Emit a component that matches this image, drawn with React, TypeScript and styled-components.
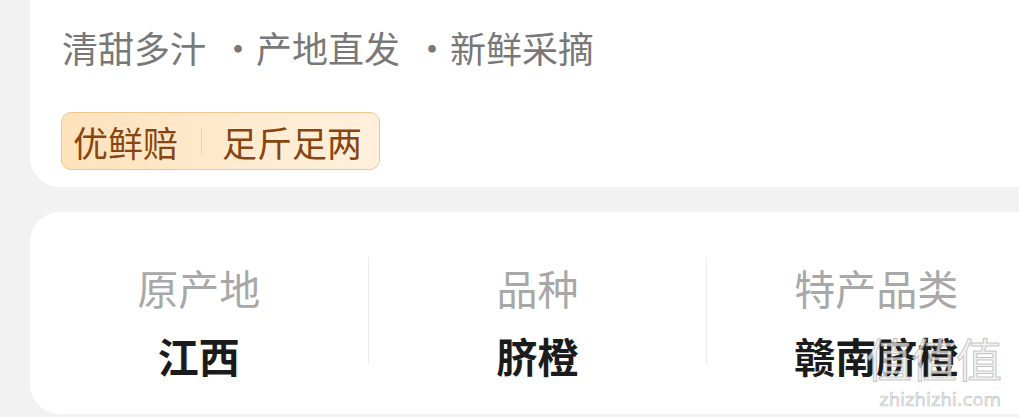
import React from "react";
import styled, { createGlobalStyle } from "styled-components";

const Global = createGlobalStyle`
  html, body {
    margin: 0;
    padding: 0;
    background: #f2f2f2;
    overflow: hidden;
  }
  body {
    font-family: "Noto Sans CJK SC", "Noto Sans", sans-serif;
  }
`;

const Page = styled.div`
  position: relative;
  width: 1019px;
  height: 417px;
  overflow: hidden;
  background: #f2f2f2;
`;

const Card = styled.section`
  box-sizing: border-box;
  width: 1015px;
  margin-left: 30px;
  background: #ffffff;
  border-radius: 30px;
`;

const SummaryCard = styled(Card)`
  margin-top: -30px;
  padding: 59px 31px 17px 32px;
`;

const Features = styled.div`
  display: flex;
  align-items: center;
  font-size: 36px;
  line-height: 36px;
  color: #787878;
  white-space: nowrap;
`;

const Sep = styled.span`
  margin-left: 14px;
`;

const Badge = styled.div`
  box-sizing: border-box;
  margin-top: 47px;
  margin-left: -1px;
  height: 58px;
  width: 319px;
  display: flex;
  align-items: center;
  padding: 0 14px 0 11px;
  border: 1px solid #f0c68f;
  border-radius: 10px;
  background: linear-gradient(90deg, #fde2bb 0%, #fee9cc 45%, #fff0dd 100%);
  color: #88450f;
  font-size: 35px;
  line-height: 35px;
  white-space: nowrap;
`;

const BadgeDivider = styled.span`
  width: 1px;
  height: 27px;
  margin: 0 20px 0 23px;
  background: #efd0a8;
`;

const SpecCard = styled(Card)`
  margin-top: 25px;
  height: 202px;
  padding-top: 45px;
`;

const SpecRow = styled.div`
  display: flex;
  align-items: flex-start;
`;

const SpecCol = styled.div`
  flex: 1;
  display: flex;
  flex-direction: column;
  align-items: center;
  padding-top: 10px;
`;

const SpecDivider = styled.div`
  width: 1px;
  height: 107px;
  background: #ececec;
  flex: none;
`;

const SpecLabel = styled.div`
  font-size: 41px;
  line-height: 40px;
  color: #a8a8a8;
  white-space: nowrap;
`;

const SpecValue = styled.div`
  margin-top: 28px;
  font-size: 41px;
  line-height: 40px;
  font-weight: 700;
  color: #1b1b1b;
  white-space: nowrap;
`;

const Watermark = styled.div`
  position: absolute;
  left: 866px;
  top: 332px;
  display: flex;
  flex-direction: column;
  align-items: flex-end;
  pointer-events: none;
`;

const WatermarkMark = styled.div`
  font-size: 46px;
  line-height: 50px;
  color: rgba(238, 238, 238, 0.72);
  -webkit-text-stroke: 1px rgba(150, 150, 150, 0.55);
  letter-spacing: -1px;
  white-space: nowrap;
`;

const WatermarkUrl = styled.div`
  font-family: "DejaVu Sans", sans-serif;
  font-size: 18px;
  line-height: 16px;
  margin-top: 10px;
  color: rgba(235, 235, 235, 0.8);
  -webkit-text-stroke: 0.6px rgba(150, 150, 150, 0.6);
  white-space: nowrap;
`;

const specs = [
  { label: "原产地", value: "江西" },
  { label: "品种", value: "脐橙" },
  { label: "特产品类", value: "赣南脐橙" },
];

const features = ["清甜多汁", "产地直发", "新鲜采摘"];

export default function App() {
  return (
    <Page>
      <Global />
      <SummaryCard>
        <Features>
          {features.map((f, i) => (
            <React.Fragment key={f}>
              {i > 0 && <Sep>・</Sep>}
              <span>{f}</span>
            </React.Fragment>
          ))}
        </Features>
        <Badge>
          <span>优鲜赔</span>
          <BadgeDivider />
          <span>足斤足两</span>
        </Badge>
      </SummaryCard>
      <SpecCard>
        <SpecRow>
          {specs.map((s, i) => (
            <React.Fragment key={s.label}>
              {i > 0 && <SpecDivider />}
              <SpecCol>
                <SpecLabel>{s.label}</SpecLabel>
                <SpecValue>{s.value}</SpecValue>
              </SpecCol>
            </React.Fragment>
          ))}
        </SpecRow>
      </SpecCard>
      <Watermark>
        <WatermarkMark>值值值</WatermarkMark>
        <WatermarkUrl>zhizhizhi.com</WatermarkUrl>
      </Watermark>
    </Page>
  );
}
######
Aim:
Check each line above for the word "components" and copy the ones that have it.

The solution:
Emit a component that matches this image, drawn with React, TypeScript and styled-components.
import styled, { createGlobalStyle } from "styled-components";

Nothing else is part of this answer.